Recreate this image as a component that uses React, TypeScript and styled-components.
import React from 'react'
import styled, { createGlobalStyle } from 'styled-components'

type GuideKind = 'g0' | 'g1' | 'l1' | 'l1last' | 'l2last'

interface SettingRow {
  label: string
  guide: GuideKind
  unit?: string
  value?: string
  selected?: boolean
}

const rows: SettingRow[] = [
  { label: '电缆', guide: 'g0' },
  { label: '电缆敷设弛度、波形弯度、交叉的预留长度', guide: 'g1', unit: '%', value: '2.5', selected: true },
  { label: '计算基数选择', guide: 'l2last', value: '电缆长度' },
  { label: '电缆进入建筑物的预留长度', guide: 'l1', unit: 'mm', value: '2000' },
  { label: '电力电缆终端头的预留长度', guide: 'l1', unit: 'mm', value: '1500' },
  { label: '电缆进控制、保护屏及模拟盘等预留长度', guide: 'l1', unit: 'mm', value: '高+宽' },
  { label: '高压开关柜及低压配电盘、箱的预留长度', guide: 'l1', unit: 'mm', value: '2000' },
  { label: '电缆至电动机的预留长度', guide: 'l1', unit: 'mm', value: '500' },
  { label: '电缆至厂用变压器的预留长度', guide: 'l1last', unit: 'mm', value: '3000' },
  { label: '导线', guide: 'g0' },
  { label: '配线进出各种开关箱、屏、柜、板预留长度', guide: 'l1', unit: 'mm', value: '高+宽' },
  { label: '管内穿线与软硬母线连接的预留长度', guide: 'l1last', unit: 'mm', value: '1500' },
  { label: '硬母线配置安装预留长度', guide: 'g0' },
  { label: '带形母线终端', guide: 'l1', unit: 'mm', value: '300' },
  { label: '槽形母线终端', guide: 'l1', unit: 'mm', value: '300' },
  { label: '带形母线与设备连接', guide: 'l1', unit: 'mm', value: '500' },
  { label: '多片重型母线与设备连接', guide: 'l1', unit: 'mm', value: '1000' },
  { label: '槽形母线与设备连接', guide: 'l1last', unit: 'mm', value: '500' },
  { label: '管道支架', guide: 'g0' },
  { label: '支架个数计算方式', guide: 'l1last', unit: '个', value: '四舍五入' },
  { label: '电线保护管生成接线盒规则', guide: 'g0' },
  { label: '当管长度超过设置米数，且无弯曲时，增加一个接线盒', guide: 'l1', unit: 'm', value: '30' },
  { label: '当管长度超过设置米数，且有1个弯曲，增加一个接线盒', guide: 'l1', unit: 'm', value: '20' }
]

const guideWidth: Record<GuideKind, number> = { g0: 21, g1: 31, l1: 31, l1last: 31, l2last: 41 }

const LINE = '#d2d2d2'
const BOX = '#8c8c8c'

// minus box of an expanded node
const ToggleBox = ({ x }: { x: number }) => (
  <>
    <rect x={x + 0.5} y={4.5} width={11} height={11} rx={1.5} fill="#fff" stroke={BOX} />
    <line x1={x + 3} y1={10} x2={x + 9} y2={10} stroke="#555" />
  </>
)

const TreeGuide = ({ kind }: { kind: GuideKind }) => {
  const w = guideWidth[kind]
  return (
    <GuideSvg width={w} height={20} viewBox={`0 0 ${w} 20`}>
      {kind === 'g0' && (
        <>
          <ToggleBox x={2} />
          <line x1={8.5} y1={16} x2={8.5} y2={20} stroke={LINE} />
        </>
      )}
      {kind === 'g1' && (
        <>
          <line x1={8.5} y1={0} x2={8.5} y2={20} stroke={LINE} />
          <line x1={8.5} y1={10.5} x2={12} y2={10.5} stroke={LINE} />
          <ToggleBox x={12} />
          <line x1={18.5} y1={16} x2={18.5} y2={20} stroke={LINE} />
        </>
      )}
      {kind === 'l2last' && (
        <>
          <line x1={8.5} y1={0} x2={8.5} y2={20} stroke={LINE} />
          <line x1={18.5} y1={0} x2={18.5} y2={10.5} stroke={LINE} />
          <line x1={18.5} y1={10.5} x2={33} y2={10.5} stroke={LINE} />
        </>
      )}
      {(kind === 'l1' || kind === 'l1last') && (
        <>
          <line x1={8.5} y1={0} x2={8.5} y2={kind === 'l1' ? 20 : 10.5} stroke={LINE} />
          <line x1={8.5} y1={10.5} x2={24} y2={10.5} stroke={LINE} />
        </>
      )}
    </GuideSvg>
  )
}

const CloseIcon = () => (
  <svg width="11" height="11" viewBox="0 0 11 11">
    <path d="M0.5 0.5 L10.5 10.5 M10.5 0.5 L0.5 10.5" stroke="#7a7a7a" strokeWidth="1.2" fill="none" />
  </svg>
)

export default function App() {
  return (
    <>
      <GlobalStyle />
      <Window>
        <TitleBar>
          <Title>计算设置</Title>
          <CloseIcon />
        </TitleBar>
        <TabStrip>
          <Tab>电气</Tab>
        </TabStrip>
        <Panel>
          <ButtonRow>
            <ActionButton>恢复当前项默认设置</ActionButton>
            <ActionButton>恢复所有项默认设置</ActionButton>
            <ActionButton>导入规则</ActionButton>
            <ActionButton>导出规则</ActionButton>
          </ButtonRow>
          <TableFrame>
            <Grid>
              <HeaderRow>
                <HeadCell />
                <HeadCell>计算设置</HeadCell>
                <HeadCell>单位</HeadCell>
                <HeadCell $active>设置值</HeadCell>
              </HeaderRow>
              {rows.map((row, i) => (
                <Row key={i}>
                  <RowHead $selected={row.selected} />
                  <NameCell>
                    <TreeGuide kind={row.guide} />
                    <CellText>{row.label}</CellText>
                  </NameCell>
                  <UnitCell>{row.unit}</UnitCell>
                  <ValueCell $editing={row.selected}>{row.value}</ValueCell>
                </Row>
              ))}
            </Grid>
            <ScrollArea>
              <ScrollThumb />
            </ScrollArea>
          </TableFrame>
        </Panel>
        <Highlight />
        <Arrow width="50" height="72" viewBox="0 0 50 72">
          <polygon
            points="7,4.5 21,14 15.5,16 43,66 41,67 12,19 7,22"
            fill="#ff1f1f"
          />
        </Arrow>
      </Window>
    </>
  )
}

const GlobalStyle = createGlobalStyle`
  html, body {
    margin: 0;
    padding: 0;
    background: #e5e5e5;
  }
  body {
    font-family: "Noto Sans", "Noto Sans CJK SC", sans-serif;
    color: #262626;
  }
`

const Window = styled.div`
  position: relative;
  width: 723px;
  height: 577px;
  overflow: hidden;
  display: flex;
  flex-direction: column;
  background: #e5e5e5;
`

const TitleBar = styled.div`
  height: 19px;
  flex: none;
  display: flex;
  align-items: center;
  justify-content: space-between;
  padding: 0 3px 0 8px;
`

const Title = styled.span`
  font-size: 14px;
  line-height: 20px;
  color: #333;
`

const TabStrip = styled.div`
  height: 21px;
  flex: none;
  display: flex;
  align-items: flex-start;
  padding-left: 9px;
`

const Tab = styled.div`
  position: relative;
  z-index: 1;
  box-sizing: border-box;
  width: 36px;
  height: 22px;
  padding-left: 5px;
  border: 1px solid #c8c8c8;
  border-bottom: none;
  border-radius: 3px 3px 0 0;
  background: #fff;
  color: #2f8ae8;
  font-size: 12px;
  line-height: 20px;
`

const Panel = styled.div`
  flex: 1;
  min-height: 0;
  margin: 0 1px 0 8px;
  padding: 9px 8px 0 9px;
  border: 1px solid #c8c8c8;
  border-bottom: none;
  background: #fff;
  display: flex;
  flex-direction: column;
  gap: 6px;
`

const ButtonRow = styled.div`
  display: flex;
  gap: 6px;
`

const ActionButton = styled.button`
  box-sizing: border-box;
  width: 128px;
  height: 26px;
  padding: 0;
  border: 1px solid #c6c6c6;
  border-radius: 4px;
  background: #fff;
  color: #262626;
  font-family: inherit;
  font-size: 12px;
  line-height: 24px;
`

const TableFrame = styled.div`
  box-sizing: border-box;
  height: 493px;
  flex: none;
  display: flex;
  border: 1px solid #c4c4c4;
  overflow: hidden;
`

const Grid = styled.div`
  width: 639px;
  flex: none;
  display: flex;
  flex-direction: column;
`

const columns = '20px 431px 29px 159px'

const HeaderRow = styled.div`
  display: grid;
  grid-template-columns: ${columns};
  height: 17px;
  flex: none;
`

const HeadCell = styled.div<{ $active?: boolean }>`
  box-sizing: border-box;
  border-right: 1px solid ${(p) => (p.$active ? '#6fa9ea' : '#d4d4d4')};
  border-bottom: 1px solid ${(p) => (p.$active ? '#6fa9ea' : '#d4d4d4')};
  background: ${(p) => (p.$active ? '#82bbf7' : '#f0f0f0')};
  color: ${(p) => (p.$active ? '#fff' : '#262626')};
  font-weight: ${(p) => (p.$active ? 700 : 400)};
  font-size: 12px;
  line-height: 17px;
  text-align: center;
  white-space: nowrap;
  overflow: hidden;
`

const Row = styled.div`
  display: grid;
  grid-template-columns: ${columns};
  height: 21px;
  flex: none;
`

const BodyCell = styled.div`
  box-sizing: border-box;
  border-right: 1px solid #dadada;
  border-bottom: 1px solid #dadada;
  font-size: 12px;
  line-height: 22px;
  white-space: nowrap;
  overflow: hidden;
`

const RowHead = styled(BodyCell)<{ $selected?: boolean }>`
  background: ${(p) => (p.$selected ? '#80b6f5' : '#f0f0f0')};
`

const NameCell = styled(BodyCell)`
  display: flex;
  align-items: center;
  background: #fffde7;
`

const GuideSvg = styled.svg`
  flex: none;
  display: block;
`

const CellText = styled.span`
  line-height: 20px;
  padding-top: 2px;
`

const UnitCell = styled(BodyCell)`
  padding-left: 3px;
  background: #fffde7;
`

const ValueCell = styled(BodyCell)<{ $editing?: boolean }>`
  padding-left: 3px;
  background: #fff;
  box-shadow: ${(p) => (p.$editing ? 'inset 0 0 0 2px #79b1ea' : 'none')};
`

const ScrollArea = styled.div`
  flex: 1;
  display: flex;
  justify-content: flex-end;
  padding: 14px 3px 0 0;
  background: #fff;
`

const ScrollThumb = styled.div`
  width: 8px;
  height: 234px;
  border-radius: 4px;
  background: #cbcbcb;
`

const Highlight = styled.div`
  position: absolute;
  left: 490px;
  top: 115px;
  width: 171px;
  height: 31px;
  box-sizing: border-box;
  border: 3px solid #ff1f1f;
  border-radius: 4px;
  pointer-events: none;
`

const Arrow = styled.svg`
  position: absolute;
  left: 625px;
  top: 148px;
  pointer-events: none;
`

++++++++++

### PROBLEM
Scan the material above for the word "components". Copy each line where it occurs.

### THE OUTPUT
Recreate this image as a component that uses React, TypeScript and styled-components.
import styled, { createGlobalStyle } from 'styled-components'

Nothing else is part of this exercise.